Tell us more about the new Mandalorian series.
It’s taking things in a new direction. I think it’s amazing that Lucasfilm is letting Jon Favereau and Dave Felloni take Star Wars into new territories as far as style and tone are concerned, from using practical effects and digital special effects in tandem, to exploring characters out of the familiar Star Wars settings.
They’re also blurring the boundaries between the good guys and the bad guys, and I love the idea of having things in a grey area. We’re dealing with the outer reaches of the galaxy here, which means a lot of ambivalence around what is right and wrong, and the conflict between self-serving and self-sacrificial decisions and actions. It’s all very much a part of the Star Wars story. As for the character, the Mandalorian is a bounty hunter, and people pay him to do jobs.
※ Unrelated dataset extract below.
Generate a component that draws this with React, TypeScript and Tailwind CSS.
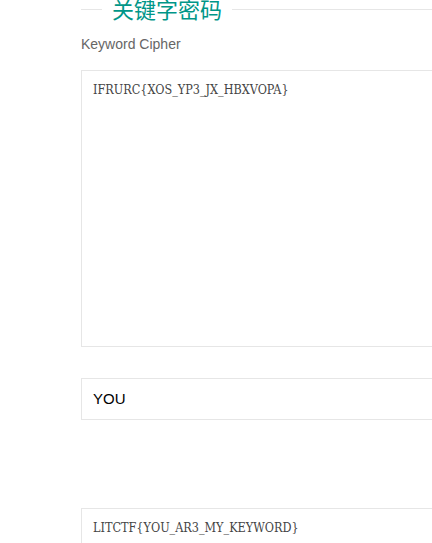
export default function App() {
  const mono = { fontFamily: '"DejaVu Serif", serif', fontStretch: 'condensed' as const };
  return (
    <div className="w-[432px] h-[543px] overflow-hidden bg-white relative" style={{ fontFamily: '"Liberation Sans", Arial, sans-serif' }}>
      <div className="ml-[81px] w-[600px]">
        <div className="border-t border-[#e6e6e6] mt-[9px] h-[20px] relative">
          <span className="absolute left-[21px] top-[-15px] bg-white px-[10px] text-[22px] leading-[26px] text-[#009688]" style={{ fontFamily: '"Noto Sans CJK SC", sans-serif' }}>
            关键字密码
          </span>
        </div>
        <div className="mt-[5px] text-[14px] leading-[20px] text-[#666]">Keyword Cipher</div>
        <div className="mt-[16px] h-[277px] border border-[#e6e6e6] pl-[11px] pt-[9px] text-[12.5px] leading-[20px] text-[#444]" style={mono}>
          IFRURC{'{'}XOS_YP3_JX_HBXVOPA{'}'}
        </div>
        <div className="mt-[31px] h-[42px] border border-[#e6e6e6] pl-[11px] flex items-center text-[15px] text-black">
          YOU
        </div>
        <div className="mt-[88px] h-[80px] border border-[#e6e6e6] pl-[11px] pt-[9px] text-[12.5px] leading-[20px] text-[#444]" style={mono}>
          LITCTF{'{'}YOU_AR3_MY_KEYWORD{'}'}
        </div>
      </div>
    </div>
  );
}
Let’s just leave it at that for now.
Christopher Nolan said he casted Tom Hardy as Bane because of how he acts through his eyes in the mask. What was it like to express everything you needed to in this role with a full-face helmet on?
Much of the work is already taken care of by the writing, which is great, as well as the visual experience that the show provides. But it was still important to me to live in the story as a person who does not show his face, so I worked a lot on the character’s body language. It feels almost like going back to theatre. I think that there’s a lot that can be told with stillness and very economical movements.
I hear that you’re a real movie nerd. Do you have recommendations for fairly unknown directors or movies that we should pay attention to?
I just saw this incredible movie called Monos by Alejandro Landes. It was amazing. And I’ve been floored by [director] Ari Aster. He’s an aesthetician that also brings out great performances, and the films Hereditary and Midsommar blew me away totally. There’s also someone who’s up and coming – Taika Waititi – who made Jojo Rabbit, that’s, in my opinion, the best movie of the year.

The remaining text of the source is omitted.